First Love: A Gothic Tale
- First edition
- Author: Joyce Carol Oates
- Illustrator: Barry Moser
- Language: English
- Genre: Gothic novel
- Publisher: Ecco Press
- Publication date: 1996
- Publication place: United States
- Media type: Print (Hardback & Paperback)
- Pages: 85 pp
- ISBN: 0-88001-457-1
- OCLC: 33165822
- Dewey Decimal: 813/.54 20
- LC Class: PS3565.A8 F57 1996
- Preceded by: Zombie
- Followed by: We Were the Mulvaneys

= First Love: A Gothic Tale =

1996 novella by Joyce Carol Oates

First Love: A Gothic Tale is a novella by American novelist and essayist Joyce Carol Oates and illustrator Barry Moser. It tells the story of Josie S_____, a girl who goes to stay at her aunt's mansion in upstate New York.
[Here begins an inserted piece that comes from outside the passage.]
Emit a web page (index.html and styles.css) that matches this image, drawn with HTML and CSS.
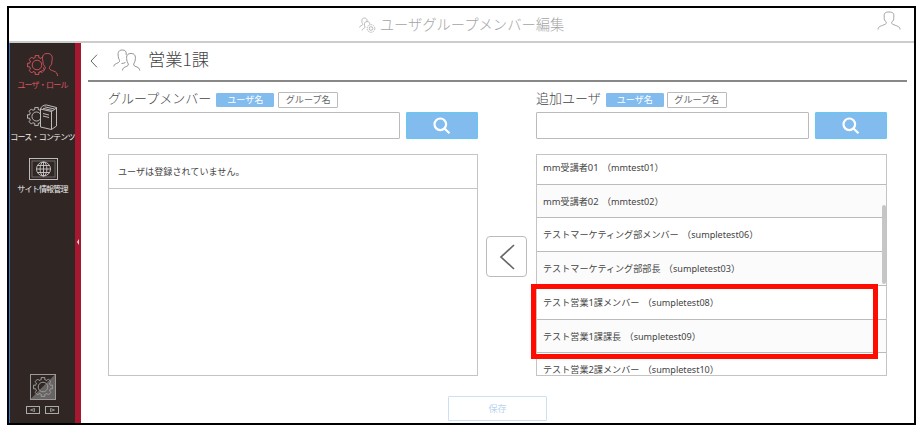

While there, she has an incestuous relationship with her cousin, Jared. The novella deals with two of the more common recurring themes in Oates' work: "teenage initiation and perplexing and problematic love."

==Plot summary==

11-year-old Josie arrives in upstate New York to live with her great-aunt after her mother abandons her father for no apparent reason. There, she meets her 25-year-old cousin, Jared, who is studying to be a minister. Her stay is very unpleasant; she is physically and psychologically abused by both her mother and great-aunt. She is also bullied without mercy at her new school. Her mother turns her away for love and comfort. Feeling abandoned and unloved, she turns to Jared for the affection she longs for. However, Jared's intents are anything but to love and care for her. He uses false affection to get her to self-mutilate herself, drink her own blood, look at pornographic material, and endure verbal abuse from him. He soon begins sexually abusing her, which Josie mistakes to be him expressing true love to her, although she knows that what they are doing is wrong. Jared attempts to force Josie to kidnap a very young girl for him at which point Josie is able to finally resist, leading to the breakdown of the relationship with Jared. The novella ends with Jared's return to the seminary and with Josie looking forward to a new chapter in her life.